I always put in extra baking powder to make them rise further but this is a personal preference.
- Is your oven pre-heated to the right temperature? Before you put your scones in the oven, give the oven enough time to pre-heat. If you put your scones too early, it will cause the rising agent not to work to the best if its ability.
- Do not overwork the dough or your scones will become very dense. You just need to bring everything together without having to knead much at all.
Keep the oven door shut, no matter how tempted you get to open it. The more times you open the door the more likely your scones won’t rise enough.
Why Are My Scones Hard?
In the beginning my scones used to turn out hard but then I realized I was making two mistakes.

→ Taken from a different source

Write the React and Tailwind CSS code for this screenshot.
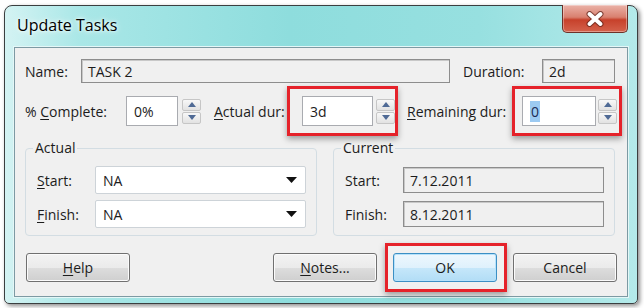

If you are in the same boat not to worry, there is a simple rule of thumb you need to remember and that is:
Don’t overwork the dough, the less the better.
If you overwork the dough, you will get scones that are chewy and hard. That’s the last thing you want after all your hard work.
You only need to bring all the ingredients together to form a rough dough.
Another reason is overcooking your scones.
Once your scones turn light golden brown it time to take them out, any longer and you risk them becoming hard and dry.
How Do You Soften Hard Scones?
Worst case scenario, if your scones turn out to be hard don’t be disheartened, a lesson learned for next time.
Just put them in the microwave for 30 seconds with a glass of water and the moisture from the water will get absorbed by the scones making them soft again.
Can I Substitute Self-Rising Flour With All-Purpose Flour To Make Scones?
Yes, you can use all-purpose flour instead of self-rising flour.
The difference between the two is that self-rising flour has baking powder and salt already added to it.
So, if you use all-purpose flour don’t forgot to add the baking powder and salt.
I normally substitute a cup of self-rising flour for a cup of all-purpose flour and to this I add 1 teaspoon of baking powder and ½ teaspoon of salt. Keep in mind it varies from four to flour.
What To Eat Your Scones With?
The traditional way to serve British scones is with a scoop of clotted cream with some strawberry jam.
Here is a fun fact, in the UK when it comes to scones the biggest question is, what makes scones taste better, putting on the clotted cream first or the jam (no joke, for reals). Lol
Or you can eat them plain with a little bit of butter. Whichever way you decide to eat your scones, one thing is for sure, you will want to bake some more.
I hope you have found this recipe helpful and that you have fun making your British scones.
Once you have tried this EASIEST BRITISH SCONE RECIPE EVER let us know in the comments how you got on.
- 3 ½ cups all-purpose flour (500g)
- 2 teaspoons baking powder
- 2 tablespoons sugar
- 1 teaspoon salt
- 8 tablespoons unsalted butter (cold) (115g)
- 1 ¼ cups milk (300ml)
- 1 egg for glazing (optional)
- sieve the dry ingredients (all-purpose flour, baking powder,sugar and salt)
- mix all the dry ingredients together.
- add the butter and rub it into the dry ingredients until it looks like lumpy breadcrumbs.
- make a well in the center and pour in the milk slowly.
- Combine together until it just becomes a dough, don't overwork the dough or your scones with turn out to be hard and dense. Roll the dough out on a floured surface until 1 ½ inch thick or gently press down with your hands.
- using a cookie cutter, cut out your scones.
- line a baking tray with parchment paper, glaze your scones with egg and bake until light golden brown. 25 minutes at 350°F / 190°C/ Gas Mark 5***cooking time may vary depending on your oven.